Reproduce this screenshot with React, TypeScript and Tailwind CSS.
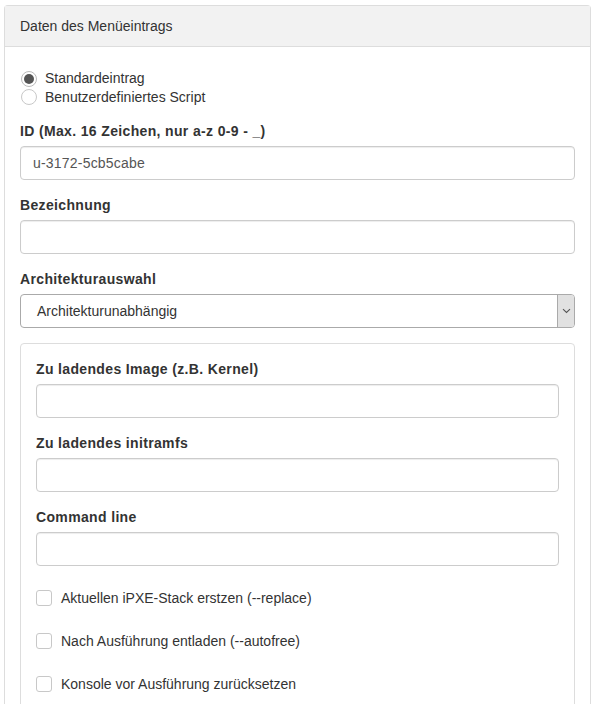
import React from 'react';

const FONT = "font-['Liberation_Sans',Arial,sans-serif]";

function Field({ label, value }: { label: string; value?: string }) {
  return (
    <div className="flex flex-col">
      <label className="text-[14px] font-bold tracking-[0.35px] text-[#333] leading-[20px] mb-[5px]">{label}</label>
      <input
        type="text"
        defaultValue={value}
        className="h-[34px] w-full rounded-[4px] border border-[#ccc] bg-white px-[12px] text-[14px] tracking-[0.2px] text-[#555] shadow-[inset_0_1px_1px_rgba(0,0,0,0.075)] outline-none"
      />
    </div>
  );
}

function Check({ label }: { label: string }) {
  return (
    <label className="flex items-center gap-[9px] h-[20px] text-[14px] text-[#333]">
      <span className="w-[16px] h-[16px] rounded-[3px] border border-[#c8c8c8] bg-white shrink-0" />
      {label}
    </label>
  );
}

export default function App() {
  return (
    <div className={`${FONT} bg-white min-h-[704px] pl-[4px] pr-[8px] pt-[5px]`}>
      <div className="border border-[#ddd] rounded-t-[4px] border-b-0">
        <div className="h-[41px] bg-[#f2f2f2] border-b border-[#ddd] px-[15px] flex items-center text-[14px] text-[#333]">
          Daten des Menüeintrags
        </div>
        <div className="px-[15px] pt-[22px] pb-[20px] flex flex-col">
          <div className="flex flex-col">
            <label className="flex items-center gap-[8px] h-[19px] text-[14px] text-[#333]">
              <span className="w-[16px] h-[16px] ml-[1px] rounded-full border border-[#bbb] bg-white flex items-center justify-center shrink-0">
                <span className="w-[10px] h-[10px] rounded-full bg-[#555]" />
              </span>
              Standardeintrag
            </label>
            <label className="flex items-center gap-[8px] h-[18px] text-[14px] text-[#333]">
              <span className="w-[16px] h-[16px] ml-[1px] rounded-full border border-[#c8c8c8] bg-white shrink-0" />
              Benutzerdefiniertes Script
            </label>
          </div>
          <div className="flex flex-col gap-[15px] mt-[15px]">
            <Field label="ID (Max. 16 Zeichen, nur a-z 0-9 - _)" value="u-3172-5cb5cabe" />
            <Field label="Bezeichnung" />
            <div className="flex flex-col">
              <label className="text-[14px] font-bold tracking-[0.35px] text-[#333] leading-[20px] mb-[5px]">Architekturauswahl</label>
              <div className="h-[34px] w-full rounded-[4px] border border-[#aaa] bg-white flex items-stretch">
                <span className="flex-1 flex items-center pl-[16px] text-[14px] text-[#333]">Architekturunabhängig</span>
                <span className="w-[17px] bg-[#e1e1e1] border-l border-[#aaa] rounded-r-[3px] flex items-center justify-center">
                  <svg width="9" height="6" viewBox="0 0 9 6" fill="none">
                    <path d="M1 1.2 L4.5 4.5 L8 1.2" stroke="#555" strokeWidth="1.1" />
                  </svg>
                </span>
              </div>
            </div>
            <div className="border border-[#ddd] rounded-[4px] px-[15px] pt-[15px] pb-[20px] flex flex-col">
              <div className="flex flex-col gap-[15px]">
                <Field label="Zu ladendes Image (z.B. Kernel)" />
                <Field label="Zu ladendes initramfs" />
                <Field label="Command line" />
              </div>
              <div className="flex flex-col gap-[23px] mt-[22px]">
                <Check label="Aktuellen iPXE-Stack erstzen (--replace)" />
                <Check label="Nach Ausführung entladen (--autofree)" />
                <Check label="Konsole vor Ausführung zurücksetzen" />
              </div>
            </div>
          </div>
        </div>
      </div>
    </div>
  );
}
▬▬▬
### Job
Your copy of the data should match it exactly, except that pictures are left out.

### Task answer
Reproduce this screenshot with React, TypeScript and Tailwind CSS.
import React from 'react';

const FONT = "font-['Liberation_Sans',Arial,sans-serif]";

function Field({ label, value }: { label: string; value?: string }) {
  return (
    <div className="flex flex-col">
      <label className="text-[14px] font-bold tracking-[0.35px] text-[#333] leading-[20px] mb-[5px]">{label}</label>
      <input
        type="text"
        defaultValue={value}
        className="h-[34px] w-full rounded-[4px] border border-[#ccc] bg-white px-[12px] text-[14px] tracking-[0.2px] text-[#555] shadow-[inset_0_1px_1px_rgba(0,0,0,0.075)] outline-none"
      />
    </div>
  );
}

function Check({ label }: { label: string }) {
  return (
    <label className="flex items-center gap-[9px] h-[20px] text-[14px] text-[#333]">
      <span className="w-[16px] h-[16px] rounded-[3px] border border-[#c8c8c8] bg-white shrink-0" />
      {label}
    </label>
  );
}

export default function App() {
  return (
    <div className={`${FONT} bg-white min-h-[704px] pl-[4px] pr-[8px] pt-[5px]`}>
      <div className="border border-[#ddd] rounded-t-[4px] border-b-0">
        <div className="h-[41px] bg-[#f2f2f2] border-b border-[#ddd] px-[15px] flex items-center text-[14px] text-[#333]">
          Daten des Menüeintrags
        </div>
        <div className="px-[15px] pt-[22px] pb-[20px] flex flex-col">
          <div className="flex flex-col">
            <label className="flex items-center gap-[8px] h-[19px] text-[14px] text-[#333]">
              <span className="w-[16px] h-[16px] ml-[1px] rounded-full border border-[#bbb] bg-white flex items-center justify-center shrink-0">
                <span className="w-[10px] h-[10px] rounded-full bg-[#555]" />
              </span>
              Standardeintrag
            </label>
            <label className="flex items-center gap-[8px] h-[18px] text-[14px] text-[#333]">
              <span className="w-[16px] h-[16px] ml-[1px] rounded-full border border-[#c8c8c8] bg-white shrink-0" />
              Benutzerdefiniertes Script
            </label>
          </div>
          <div className="flex flex-col gap-[15px] mt-[15px]">
            <Field label="ID (Max. 16 Zeichen, nur a-z 0-9 - _)" value="u-3172-5cb5cabe" />
            <Field label="Bezeichnung" />
            <div className="flex flex-col">
              <label className="text-[14px] font-bold tracking-[0.35px] text-[#333] leading-[20px] mb-[5px]">Architekturauswahl</label>
              <div className="h-[34px] w-full rounded-[4px] border border-[#aaa] bg-white flex items-stretch">
                <span className="flex-1 flex items-center pl-[16px] text-[14px] text-[#333]">Architekturunabhängig</span>
                <span className="w-[17px] bg-[#e1e1e1] border-l border-[#aaa] rounded-r-[3px] flex items-center justify-center">
                  <svg width="9" height="6" viewBox="0 0 9 6" fill="none">
                    <path d="M1 1.2 L4.5 4.5 L8 1.2" stroke="#555" strokeWidth="1.1" />
                  </svg>
                </span>
              </div>
            </div>
            <div className="border border-[#ddd] rounded-[4px] px-[15px] pt-[15px] pb-[20px] flex flex-col">
              <div className="flex flex-col gap-[15px]">
                <Field label="Zu ladendes Image (z.B. Kernel)" />
                <Field label="Zu ladendes initramfs" />
                <Field label="Command line" />
              </div>
              <div className="flex flex-col gap-[23px] mt-[22px]">
                <Check label="Aktuellen iPXE-Stack erstzen (--replace)" />
                <Check label="Nach Ausführung entladen (--autofree)" />
                <Check label="Konsole vor Ausführung zurücksetzen" />
              </div>
            </div>
          </div>
        </div>
      </div>
    </div>
  );
}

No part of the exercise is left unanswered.